At $80.80/8.08 cents, this means if a smelter procures 20% of their concentrate feed on the spot market at levels currently traded ($60/6 cents) their TC/RCs for the year will be down to $76.64/7.664 cents.
“We all know that with the TC/RCs anywhere near the benchmark there is no greenfield that makes financial sense – this has always been true in the last 15 year already, and it’s still true,” Aurubis’ Koenig said.
Already the world’s largest recycler of copper, Aurubis which takes over 35% of its copper raw material from scrap, is currently in the process of buying pure-secondary smelter Metallo for $424 million.
The deal is “an important step in the implementation of the recycling strategy,” Aurubis said at the time.
Smelters selling sulfuric acid at a loss Adding to the stretched copper smelting margin, low domestic price of sulfuric acid – a byproduct of primary smelting, has also prevented Chinese smelters from diversifying their income sources.
Copper smelters produce around 1 tonne of sulfuric acid for each tonne of copper concentrate consumed. Typically, this sulfuric acid can be sold to refineries that use the solvent extraction-electro winning process to produce cathodes.
However, a significant amount of sulfuric acid is being held back in many areas such as Shandong province where sulfuric acid is only priced at 50 yuan per tonne on an ex-works basis, sources told Fastmarkets. The price in certain Eastern Chinese areas are higher at 200 yuan per tonne.
“At this level, the majority of copper smelters are selling the sulfuric acid at loss,” a major trader source said.
The low domestic price has become the reason for Chinese smelters to sell the sulfuric acid overseas for a better price.
Previously Chinese smelters preferred to sell their acid to domestic clients as the overseas acid shipping cost is high, estimated at $60 per tonne to Chile.
Premiums falter Smelter margins are also being limited by premiums for refined cathodes; while Codelco raised its annual premiums cif China to three-year highs of $98 per tonne, spot levels this year have been sluggish.
At $58.60 per tonne, Fastmarkets’ cif Shanghai copper premium is averaging at its lowest January-July level in the past five years barring 2017.
Chinese refined copper supply growth outpacing demand Low spot premiums for cathodes come despite expectations that Chinese copper demand will continue to grow consistently, according to International Copper Study Group head of economics Carlos Risopatron.
Assuming the projects to be completed this year and next go ahead, Chinese fabricator capacity expansion is almost 8 million tonnes. The rest of the world is 3 million tonnes, he said.
Still, consistently low prices and scrap discounts should curb further investment in refined production.
“If refined copper prices remain low there will be less scrap refined, this is for sure. The implications of a low price are that this clearly will affect the market and secondly there won’t be more investment in new mines and smelters or refineries,” he said.

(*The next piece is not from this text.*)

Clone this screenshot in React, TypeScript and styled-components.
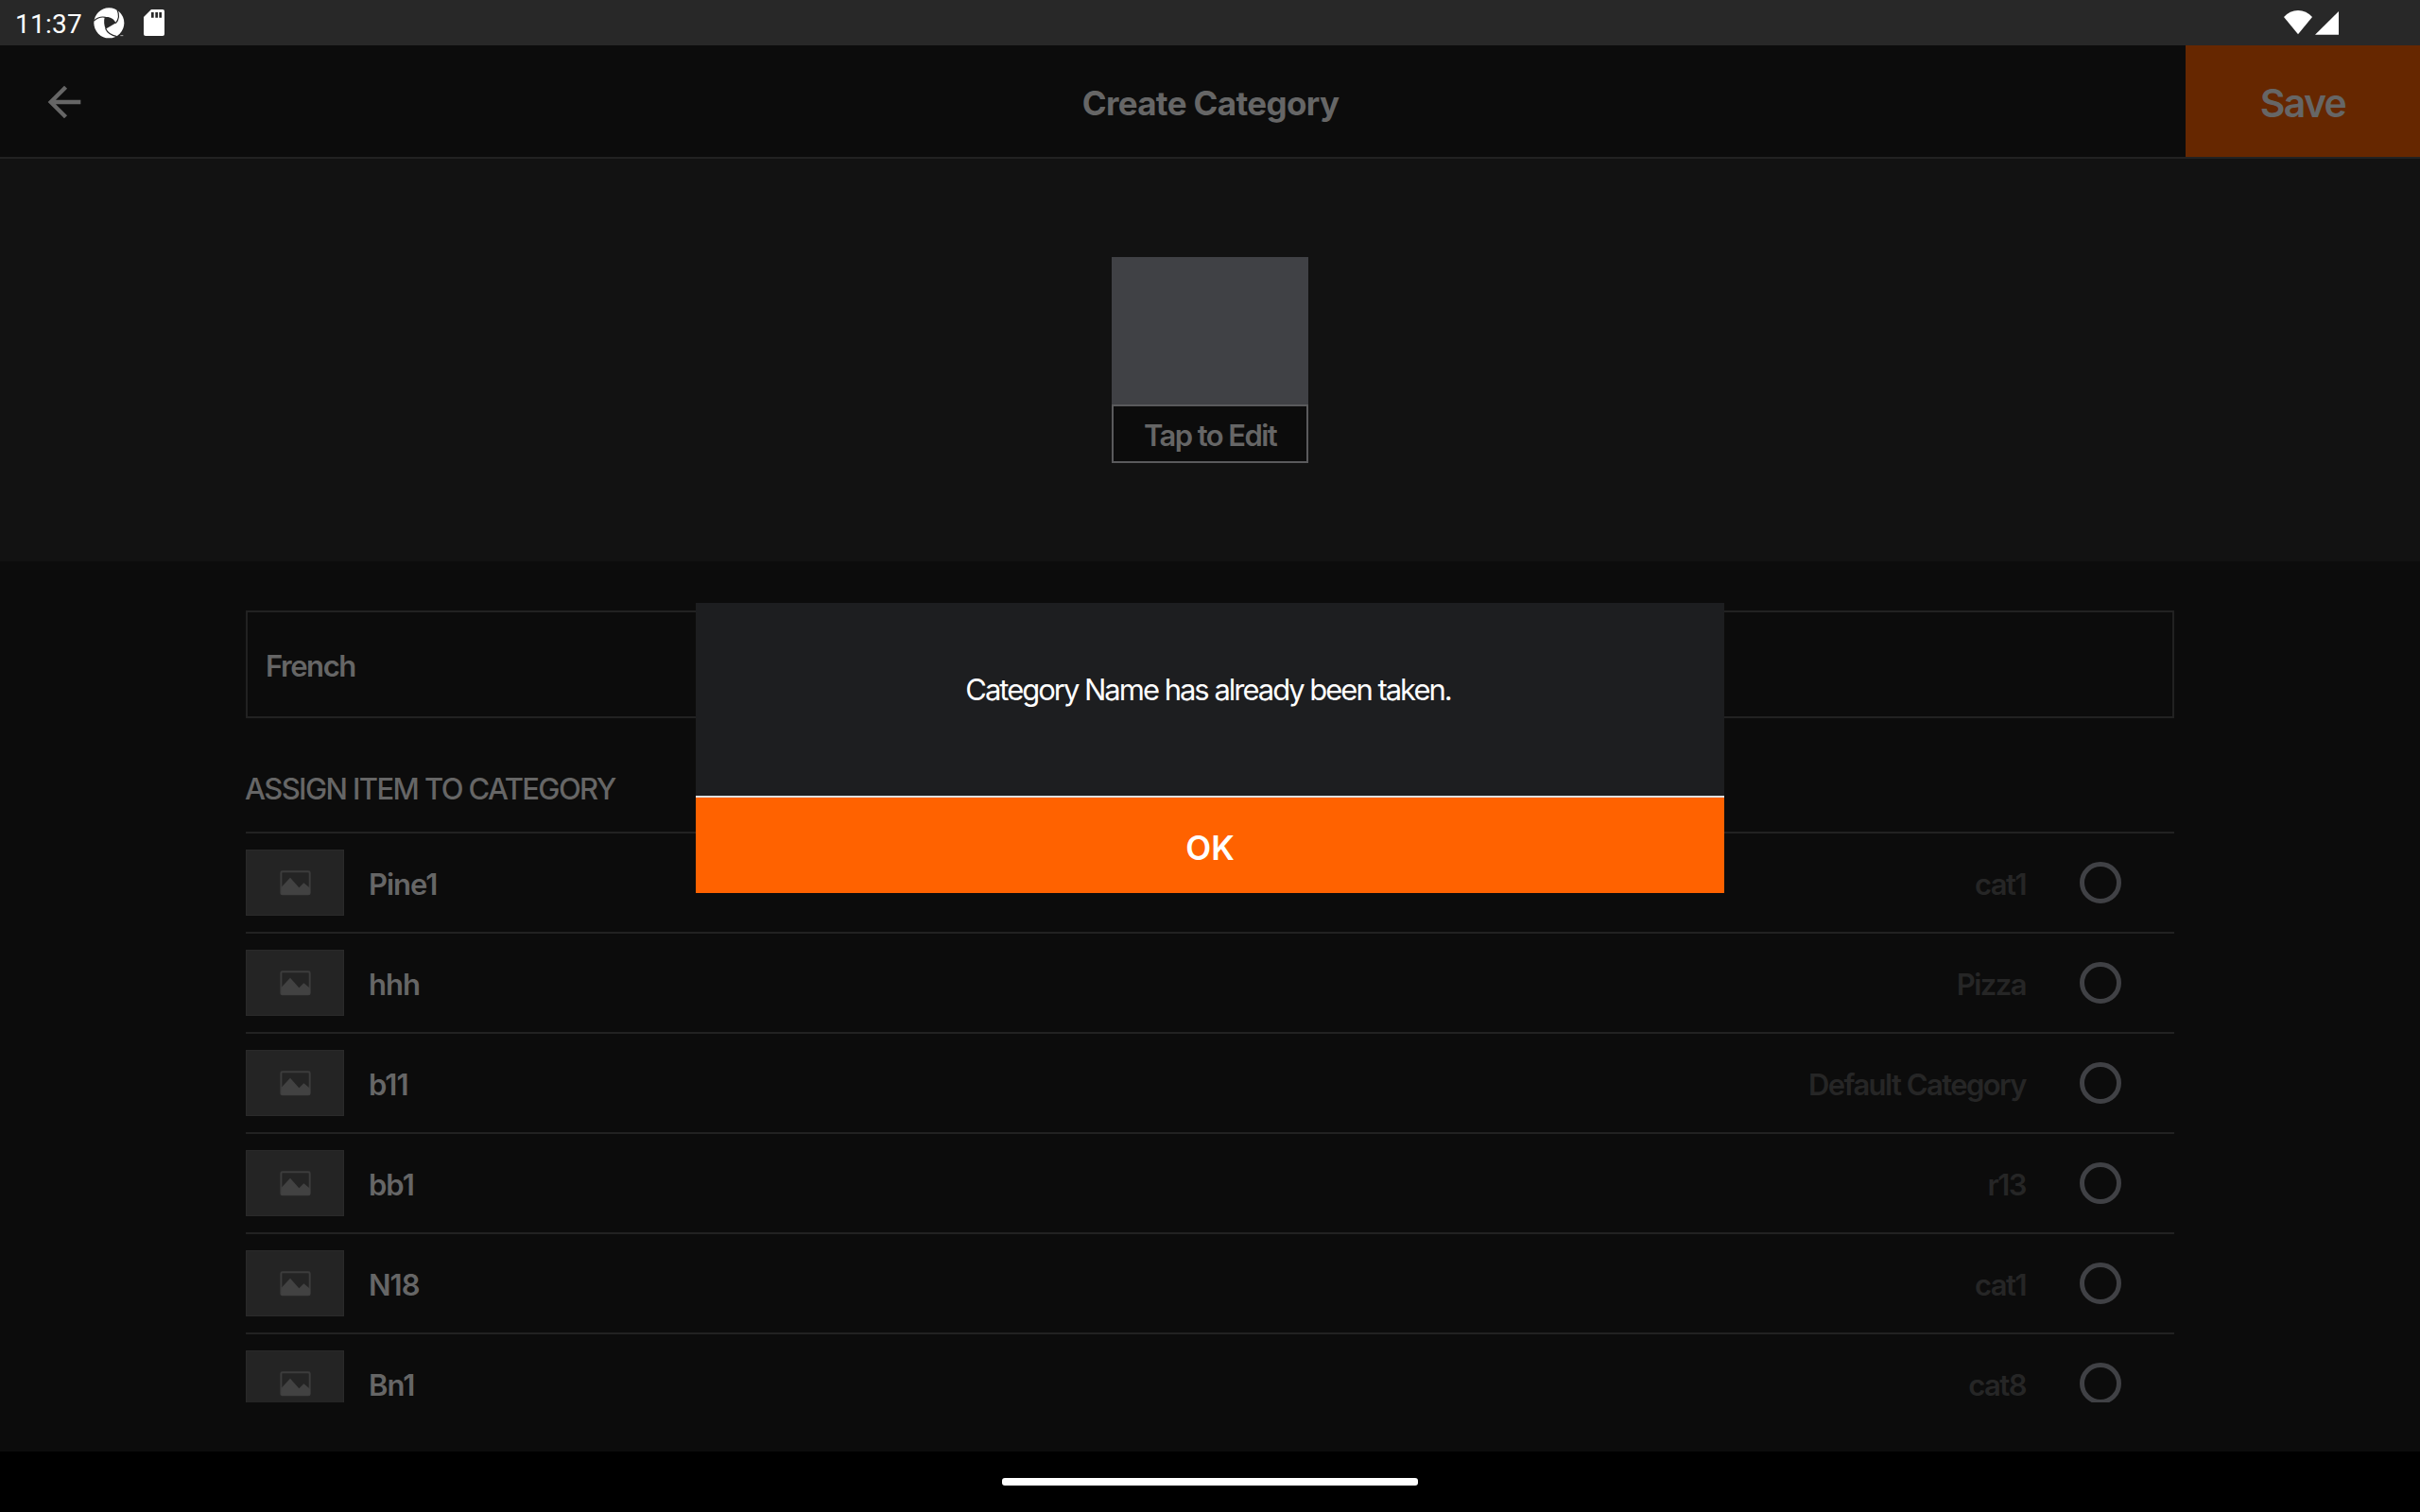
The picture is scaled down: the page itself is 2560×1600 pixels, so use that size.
import React from "react";
import styled, { createGlobalStyle } from "styled-components";

const GlobalStyle = createGlobalStyle`
  * { box-sizing: border-box; }
  body { margin: 0; background: #000; }
`;

const Screen = styled.div`
  position: relative;
  display: flex;
  flex-direction: column;
  width: 2560px;
  height: 1600px;
  overflow: hidden;
  background: #0c0c0c;
  font-family: Inter, "Liberation Sans", sans-serif;
  color: #666;
`;

const StatusBar = styled.div`
  display: flex;
  justify-content: space-between;
  height: 48px;
  flex: none;
  padding: 0 86px 0 16px;
  background: #282828;
  color: #fff;
`;

const StatusGroup = styled.div`
  display: flex;
  align-items: flex-start;
`;

const Clock = styled.span`
  width: 82px;
  padding-top: 2px;
  font: 400 28px/48px Roboto, sans-serif;
  letter-spacing: 0.25px;
  white-space: nowrap;
`;

const Glyph = styled.svg<{ $top: number; $left?: number }>`
  display: block;
  flex: none;
  margin-top: ${(p) => p.$top}px;
  margin-left: ${(p) => p.$left ?? 0}px;
`;

const Header = styled.header`
  display: grid;
  grid-template-columns: 248px 1fr 248px;
  grid-template-rows: 118px;
  height: 120px;
  flex: none;
  border-bottom: 2px solid #222;
`;

const BackButton = styled.div`
  display: flex;
  align-items: center;
  padding: 2px 0 0 42px;
`;

const Title = styled.h1`
  margin: 0;
  padding: 4px 0 0 1px;
  text-align: center;
  font-size: 35px;
  font-weight: 700;
  line-height: 114px;
  letter-spacing: -0.65px;
`;

const SaveButton = styled.div`
  padding: 4px 0 0 0;
  background: #662700;
  text-align: center;
  font-size: 41px;
  font-weight: 600;
  line-height: 114px;
  letter-spacing: -1.7px;
`;

const Hero = styled.section`
  display: flex;
  align-items: center;
  justify-content: center;
  height: 426px;
  flex: none;
  background: #121212;
`;

const ImagePicker = styled.div`
  display: flex;
  flex-direction: column;
  justify-content: flex-end;
  width: 208px;
  height: 218px;
  background: #404145;
`;

const PickerLabel = styled.div`
  height: 62px;
  padding-top: 2px;
  border: 2px solid #5a5a5c;
  background: #0c0c0c;
  text-align: center;
  font-size: 31px;
  font-weight: 600;
  line-height: 58px;
  letter-spacing: -1.6px;
  white-space: nowrap;
`;

const Form = styled.main`
  display: flex;
  flex-direction: column;
  flex: 1;
  min-height: 0;
  padding: 52px 260px;
`;

const NameField = styled.div`
  height: 114px;
  flex: none;
  padding: 3px 0 0 19px;
  border: 2px solid #222;
  font-size: 31px;
  font-weight: 600;
  line-height: 107px;
  letter-spacing: -1.45px;
`;

const SectionTitle = styled.h2`
  margin: 0 0 0 -1px;
  height: 120px;
  flex: none;
  padding-top: 30px;
  font-size: 31px;
  font-weight: 500;
  line-height: 90px;
  letter-spacing: -1.6px;
`;

const ItemList = styled.div`
  flex: 1;
  min-height: 0;
  overflow: hidden;
`;

const ItemRow = styled.div`
  display: flex;
  align-items: center;
  height: 106px;
  padding-right: 56px;
  border-top: 2px solid #222;
`;

const Thumb = styled.div`
  display: flex;
  justify-content: center;
  width: 104px;
  height: 70px;
  border: 1px solid #2a2a2a;
  background: #242424;
`;

const ItemName = styled.span`
  flex: 1;
  padding: 4px 0 0 26px;
  font-size: 31px;
  font-weight: 600;
  line-height: 60px;
  letter-spacing: -1px;
`;

const ItemCategory = styled.span`
  margin-right: 57px;
  padding-top: 4px;
  color: #262626;
  font-size: 31px;
  font-weight: 600;
  line-height: 60px;
  letter-spacing: -1.57px;
`;

const Radio = styled.span`
  width: 44px;
  height: 44px;
  border: 5px solid #404145;
  border-radius: 50%;
`;

const NavBar = styled.div`
  display: flex;
  justify-content: center;
  height: 64px;
  flex: none;
  padding-top: 28px;
  background: #000;
`;

const HomePill = styled.div`
  width: 440px;
  height: 8px;
  border-radius: 3px;
  background: #fff;
`;

const Dialog = styled.div`
  position: absolute;
  top: 638px;
  left: 736px;
  display: flex;
  flex-direction: column;
  width: 1088px;
  height: 307px;
  color: #fff;
`;

const Message = styled.p`
  margin: 0;
  height: 204px;
  flex: none;
  padding: 62px 4px 0 0;
  background: #1d1e20;
  text-align: center;
  font-size: 31px;
  font-weight: 400;
  line-height: 60px;
  letter-spacing: -2.02px;
`;

const OkButton = styled.div`
  height: 103px;
  padding-top: 5px;
  border-top: 2px solid #e0e0e0;
  background: #ff6200;
  text-align: center;
  font-size: 35px;
  font-weight: 600;
  line-height: 96px;
`;

const ShutterIcon = () => (
  <Glyph $top={7.67} $left={0.67} width="33" height="33" viewBox="296 23 99 99" fill="none">
    <circle cx="345" cy="72" r="48" fill="#fff" />
    <path d="M331 54 C347 51 360 59 367 72 L334 91 C329 79 328 66 331 54Z" fill="#282828" />
    <path d="M297 65 C308 55 320 51 334 54" stroke="#282828" strokeWidth="3.5" />
    <path d="M371 30 C379 48 376 62 366 73" stroke="#282828" strokeWidth="3.5" />
    <path d="M334 90 C340 104 350 111 370 115" stroke="#282828" strokeWidth="3.5" />
    <path d="M381 112 h9" stroke="#aaa" strokeWidth="3" />
  </Glyph>
);

const SdCardIcon = () => (
  <Glyph $top={10} $left={20.33} width="22" height="28" viewBox="0 0 66 84">
    <path d="M24 0H60Q66 0 66 6V78Q66 84 60 84H6Q0 84 0 78V24Z" fill="#fff" />
    <path d="M24 9h8v17h-8zM37 9h8v17h-8zM49 9h8v17h-8z" fill="#282828" />
  </Glyph>
);

const WifiIcon = () => (
  <Glyph $top={11} width="30" height="26" viewBox="0 0 90 78">
    <path d="M0 21Q19 0 45 0T90 21L45 76Z" fill="#fff" />
  </Glyph>
);

const SignalIcon = () => (
  <Glyph $top={12} $left={3} width="25" height="25" viewBox="0 0 75 75">
    <path d="M0 74L75 0V74Z" fill="#fff" />
  </Glyph>
);

const ArrowIcon = () => (
  <svg width="52" height="52" viewBox="0 0 24 24" fill="#666">
    <path d="M20 11H7.83l5.59-5.59L12 4l-8 8 8 8 1.41-1.41L7.83 13H20v-2z" />
  </svg>
);

const PictureIcon = () => (
  <Glyph $top={21} width="33" height="27" viewBox="0 0 99 81">
    <rect x="4" y="4" width="91" height="72" rx="4" fill="none" stroke="#3c3c3c" strokeWidth="6" />
    <path d="M5 53L33 23L61 55L76 40L96 56V74Q96 77 92 77H8Q4 77 4 74Z" fill="#424242" />
  </Glyph>
);

const items = [
  { name: "Pine1", category: "cat1" },
  { name: "hhh", category: "Pizza" },
  { name: "b11", category: "Default Category" },
  { name: "bb1", category: "r13" },
  { name: "N18", category: "cat1" },
  { name: "Bn1", category: "cat8" },
];

export default function App() {
  return (
    <Screen>
      <GlobalStyle />
      <StatusBar>
        <StatusGroup>
          <Clock>11:37</Clock>
          <ShutterIcon />
          <SdCardIcon />
        </StatusGroup>
        <StatusGroup>
          <WifiIcon />
          <SignalIcon />
        </StatusGroup>
      </StatusBar>
      <Header>
        <BackButton>
          <ArrowIcon />
        </BackButton>
        <Title>Create Category</Title>
        <SaveButton>Save</SaveButton>
      </Header>
      <Hero>
        <ImagePicker>
          <PickerLabel>Tap to Edit</PickerLabel>
        </ImagePicker>
      </Hero>
      <Form>
        <NameField>French</NameField>
        <SectionTitle>ASSIGN ITEM TO CATEGORY</SectionTitle>
        <ItemList>
          {items.map((item) => (
            <ItemRow key={item.name}>
              <Thumb>
                <PictureIcon />
              </Thumb>
              <ItemName>{item.name}</ItemName>
              <ItemCategory>{item.category}</ItemCategory>
              <Radio />
            </ItemRow>
          ))}
        </ItemList>
      </Form>
      <NavBar>
        <HomePill />
      </NavBar>
      <Dialog>
        <Message>Category Name has already been taken.</Message>
        <OkButton>OK</OkButton>
      </Dialog>
    </Screen>
  );
}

Fastmarkets analysts forecast a 4.1% annual increase in Chinese refined production in 2019, which will take refined output to 9.782 million tonnes this year. That beats the 3.1% increase forecast for Chinese demand growth.
“So we think Chinese smelting capacity will increase by about 750,000 tonnes this year overall. That’s made up of new plants starting this year and some additions from last year still ramping up. There’ll be a bigger increase in capacity in 2020,” said Senior Metals Analyst Andrew Cole.
One way the market is adapting is consolidation. As well as Aurubis’ purchase of Metallo, Jiangxi Copper announced in March its plans to buy a controlling stake in fellow Chinese smelter Yantai Humon Group.
Similar tie-ups could become more common amid difficulty in obtaining credit among Chinese industrials, but the current rate of expansion and its effect on product premiums and TCs is unsustainable, according to Aurubis.
“That works for one year, for two, but it doesn’t work for a long period. If we continue to see the value chain as separated in different pieces at some point in time we will start to see smelters closing down,” Koenig said.
“Now we see the smelting cost curve in China moving upward because of additional environmental costs, we will see a turning point in the next years, that’s why I believe we are at a juncture,” he added.